Guidelines for Esophageal Atresia-Tracheoesophageal Fistula

From a NASPGHAN-ESPGHAN working group of surgeons and pediatric gastroenterologists. a recent guideline (U Krishan et al JPGN 2016; 63: 550-70) regarding esophageal atresia (EA) and tracheoesophageal fistula (TEF) has made 36 specific statements and graded the evidence for these recommendations.

On GERD:

  • Low level evidence: The authors recommended starting PPIs in the neonatal period and continuing them “up to the first year of life or longer, depending on persistence of GERD.”
  • High level evidence: pH monitoring is useful in evaluating the severity of acid reflux in patients with EA.  Low level evidence: pH-impedance monitoring is useful to evaluate and correlate non-acid reflux in selected patients.
  • High level evidence: “Endoscopy with biopsies is mandatory for routine monitoring of GERD in patients with EA.” The authors recommend evaluation (pH, impedance, and/or endoscopy) at time of stopping anti-acid treatment and during long-term follow-up. Specifically,  with low level of evidence, the authors advocate for one endoscopy after stopping PPI therapy, one before age 10 years, and one at transition to adulthood.”
  • High level evidence: Fundoplication has accepted role, despite dysmotility, in patients with recurrent anastomotic strictures and poorly controlled GERD despite maximal PPI therapy. Full evaluation prior to fundoplication is recommended.

Other Statements:

  • Low level evidence: the authors recommend regular multidisciplinary evaluation, the authors note that symptoms of aspiration during swallowing may be identical to GERD symptoms, and evaluation of dysphagia with EGD/UGI.
  • High level evidence: ENT evaluation may disclose other anatomic abnormalities
  • Low level evidence: The authors recommend that anastomotic strictures be excluded in symptomatic children and that there is no “evidence that routine screening and dilatation” is necessary in asymptomatic patients.
  • Low level evidence: Management of EA patients with eosinophilic esophagitis (EoE) should follow the treatment of EoE in non-EA patients.
  • High level evidence: Incidence of Barrett’s esophagus is increased in adults with EA.
  • No level evidence: Potential treatments for recurrent strictures: steroids, mitomycin C, stents, and endoscopic knife.

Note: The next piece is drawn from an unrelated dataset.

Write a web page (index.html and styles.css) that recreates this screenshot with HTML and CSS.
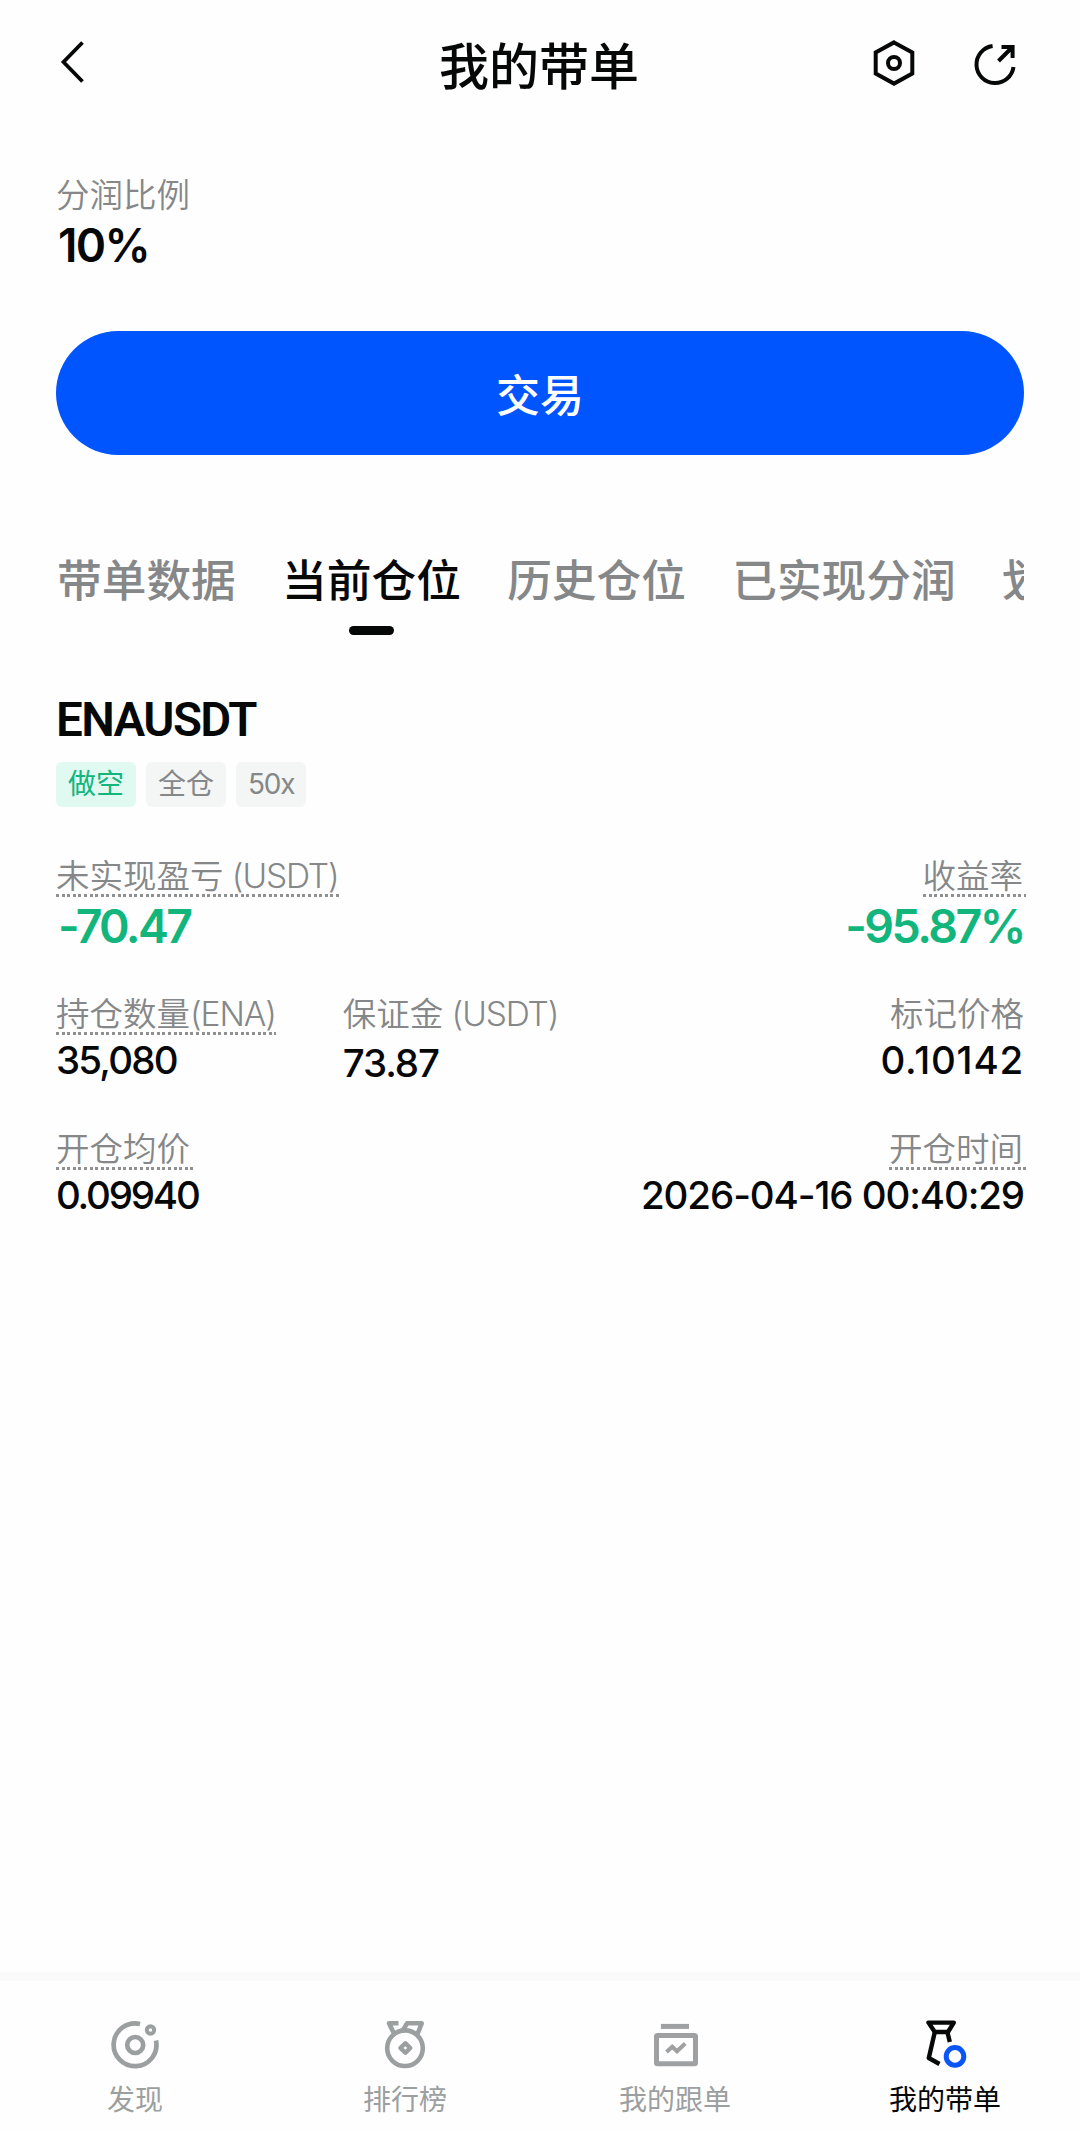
FILE: index.html
```html
<!DOCTYPE html>
<html lang="zh-CN">
<head>
  <meta charset="UTF-8" />
  <title>我的带单</title>
  <link rel="stylesheet" href="styles.css">
</head>
<body>
<header class="topbar">
  <a class="back" href="#">
    <svg width="28" height="46" viewBox="0 0 28 46" fill="none" stroke="#060707" stroke-width="3.8"><path d="M24.5 2.5 L5.5 22 L24.5 41.5"/></svg>
  </a>
  <h1>我的带单</h1>
  <div class="actions">
    <svg width="48" height="48" viewBox="0 0 48 48" fill="none" stroke="#060707" stroke-width="4">
      <path d="M24 3.4 L42.3 13.5 V34.5 L24 44.6 L5.7 34.5 V13.5 Z"/>
      <circle cx="24" cy="24" r="6"/>
    </svg>
    <svg width="48" height="48" viewBox="0 0 48 48" fill="none" stroke="#060707" stroke-width="4">
      <path d="M21.6 7 A18.6 18.6 0 1 0 42.5 28"/>
      <path d="M27.5 22 L41.5 8 M30.5 8 H41.6 V19"/>
    </svg>
  </div>
</header>

<section class="share">
  <p class="label">分润比例</p>
  <p class="rate">10%</p>
  <button class="trade-btn">交易</button>
</section>

<nav class="tabs">
  <a href="#">带单数据</a>
  <a href="#" class="active">当前仓位</a>
  <a href="#">历史仓位</a>
  <a href="#">已实现分润</a>
  <a href="#">划</a>
</nav>

<main class="position">
  <h2>ENAUSDT</h2>
  <div class="tags">
    <span class="tag short">做空</span>
    <span class="tag">全仓</span>
    <span class="tag leverage">50x</span>
  </div>

  <div class="row pnl">
    <div class="cell">
      <span class="label dotted">未实现盈亏<span class="unit"> (USDT)</span></span>
      <span class="value loss">-70.47</span>
    </div>
    <div class="cell right">
      <span class="label dotted">收益率</span>
      <span class="value percent">-95.87%</span>
    </div>
  </div>

  <div class="row">
    <div class="cell">
      <span class="label dotted qty">持仓数量<span class="unit">(ENA)</span></span>
      <span class="value">35,080</span>
    </div>
    <div class="cell margin">
      <span class="label">保证金<span class="unit"> (USDT)</span></span>
      <span class="value">73.87</span>
    </div>
    <div class="cell right">
      <span class="label">标记价格</span>
      <span class="value mark">0.10142</span>
    </div>
  </div>

  <div class="row">
    <div class="cell">
      <span class="label dotted">开仓均价</span>
      <span class="value entry">0.09940</span>
    </div>
    <div class="cell right">
      <span class="label dotted">开仓时间</span>
      <span class="value time">2026-04-16 00:40:29</span>
    </div>
  </div>
</main>

<footer class="bottom-nav">
  <a href="#">
    <svg width="54" height="54" viewBox="0 0 54 54" fill="none" stroke="#9c9fa0" stroke-width="4.7">
      <path d="M32 6 A21.4 21.4 0 1 0 48 22.5"/>
      <circle cx="27.2" cy="27" r="8"/>
      <circle cx="42.5" cy="12" r="3.7" stroke-width="4"/>
    </svg>
    <span>发现</span>
  </a>
  <a href="#">
    <svg width="54" height="54" viewBox="0 0 54 54" fill="none" stroke="#9c9fa0" stroke-width="4.6" stroke-linejoin="round">
      <circle cx="27" cy="30.2" r="17.8"/>
      <path d="M27.3 25.2 L32.3 30 L27.3 34.8 L22.4 30 Z" stroke-width="4.4"/>
      <path d="M20.5 5.3 H11 L15.5 14.5 M24 14 L29 5.3 H43.7 L39.5 16"/>
    </svg>
    <span>排行榜</span>
  </a>
  <a href="#">
    <svg width="54" height="54" viewBox="0 0 54 54" fill="none" stroke="#9fa0a1" stroke-width="5">
      <path d="M12.9 8.4 H41"/>
      <rect x="8.5" y="17.5" width="39" height="28.2" rx="1"/>
      <path d="M18.5 34 L24.2 28.8 L29 33.3 L37.2 25.5" stroke-width="4"/>
    </svg>
    <span>我的跟单</span>
  </a>
  <a href="#" class="active">
    <svg width="54" height="54" viewBox="0 0 54 54" fill="none" stroke="#060707" stroke-width="4.4" stroke-linejoin="round">
      <path d="M10.5 4.6 H35.8 L30 14 H16.8 Z"/>
      <path d="M16.8 14 L10.8 40 L21.5 46 M29.4 14 L31.8 24"/>
      <circle cx="37" cy="38.4" r="8.8" stroke="#0a55f5" stroke-width="5"/>
    </svg>
    <span>我的带单</span>
  </a>
</footer>
</body>
</html>
```
FILE: styles.css
```css
* {
  box-sizing: border-box;
}
body {
  margin: 0;
  height: 2131px;
  display: flex;
  flex-direction: column;
  background: #fefefe;
  color: #060707;
  font-family: Inter, "Noto Sans CJK SC", sans-serif;
  overflow: hidden;
}
h1, h2, p {
  margin: 0;
}
a {
  color: inherit;
  text-decoration: none;
}
svg {
  display: block;
}

.topbar {
  height: 126px;
  padding: 0 61px 0 58px;
  display: grid;
  grid-template-columns: 1fr auto 1fr;
  align-items: center;
}
.topbar h1 {
  padding: 7px 0 0 1px;
  font-size: 50px;
  font-weight: 500;
  line-height: 60px;
}
.actions {
  display: flex;
  justify-content: flex-end;
  gap: 53px;
}

.label {
  color: #858788;
  font-size: 33.5px;
  font-weight: 350;
  line-height: 40px;
  white-space: nowrap;
}
.unit {
  letter-spacing: -1.1px;
}
.share {
  padding: 49px 56px 0;
}
.rate {
  margin-top: 6px;
  padding-left: 2px;
  font-size: 46px;
  font-weight: 600;
  line-height: 48px;
  letter-spacing: -1.6px;
}
.trade-btn {
  display: block;
  width: 100%;
  height: 124px;
  margin-top: 62px;
  border: none;
  border-radius: 62px;
  background: #0055ff;
  color: #fff;
  font-family: inherit;
  font-size: 44px;
  font-weight: 500;
  cursor: pointer;
}

.tabs {
  display: flex;
  gap: 46.3px;
  height: 90px;
  margin: 96px 56px 0;
  padding-left: 1px;
  overflow: hidden;
  color: #858788;
  font-size: 44.7px;
  font-weight: 500;
  line-height: 60px;
  white-space: nowrap;
}
.tabs .active {
  color: #060707;
}
.tabs .active::after {
  content: "";
  display: block;
  width: 45px;
  height: 9px;
  margin: 15px auto 0;
  border-radius: 5px;
  background: #060707;
}

.position {
  flex: 1;
  padding: 51px 56px 0;
}
.position h2 {
  font-family: Roboto, Inter, sans-serif;
  font-size: 47.5px;
  font-weight: 600;
  line-height: 56px;
  letter-spacing: -1.6px;
}
.tags {
  display: flex;
  gap: 10px;
  margin-top: 14px;
}
.tag {
  height: 45px;
  padding: 0 12px;
  border-radius: 6px;
  background: #f4f5f5;
  color: #858788;
  font-size: 28px;
  line-height: 44px;
}
.tag.short {
  background: #e0faf1;
  color: #12b57b;
}
.tag.leverage {
  letter-spacing: -1.2px;
}

.row {
  display: flex;
  justify-content: space-between;
  height: 135px;
}
.row.pnl {
  height: 138px;
  margin-top: 49px;
}
.cell {
  display: flex;
  flex-direction: column;
  align-items: flex-start;
}
.cell.margin {
  flex: 1;
  margin-left: 67px;
}
.cell.right {
  align-items: flex-end;
}
.dotted {
  height: 41px;
  padding-right: 3px;
  background: repeating-linear-gradient(90deg, #8e9091 0 3px, transparent 3px 5.6px) left bottom / 100% 3px no-repeat;
}
.dotted.qty {
  padding-right: 0;
}
.right .dotted {
  margin-right: -2px;
}
.value {
  margin-top: 1px;
  font-size: 38.5px;
  font-weight: 500;
  line-height: 48px;
  letter-spacing: -1.8px;
}
.margin .value {
  margin-top: 5px;
  letter-spacing: -1.1px;
}
.value.mark {
  margin-top: 2px;
  letter-spacing: 0.8px;
}
.value.entry {
  letter-spacing: -2.2px;
}
.value.time {
  letter-spacing: -1.1px;
}
.pnl .value {
  margin-top: 5px;
  font-size: 46.5px;
  font-weight: 600;
  color: #12b57b;
}
.pnl .loss {
  padding-left: 2px;
  letter-spacing: -2.7px;
}
.pnl .percent {
  letter-spacing: -2.5px;
}

.bottom-nav {
  display: grid;
  grid-template-columns: repeat(4, 1fr);
  height: 159px;
  padding-top: 37px;
  border-top: 9px solid #fafafa;
  color: #9c9fa0;
  font-size: 28px;
  line-height: 40px;
}
.bottom-nav a {
  display: flex;
  flex-direction: column;
  align-items: center;
  gap: 8px;
}
.bottom-nav .active {
  color: #060707;
}
```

While some these recommendations noted above are based on low level evidence, it is worthwhile for experts to provide their opinions.  At the same time, there are some completely useless statements included in the guidelines, like those that suggest tailoring the treatment to the underlying problem.  For example: “Statement 19: We recommend tailoring management of post-fundoplication dysphagia to the underlying mechanism(s).”  Another useless statement: “Statement 21: No data are available on the most efficacious methods of avoiding feeding disorders in children with EA. However, the committee recommends a multidisciplinary approach to prevent and treat feeding difficulties.” (very low level evidence).  In my view, shortening the number of recommendations, mainly by eliminating the useless ones, would have been helpful.

My take: Despite my view that about 20% of the recommendations are useless (Statements 17, 19, 21, 25, 26A & 26B, 31, and 34), the overall guideline is helpful and it is still worthwhile for experts to provide their recommendations.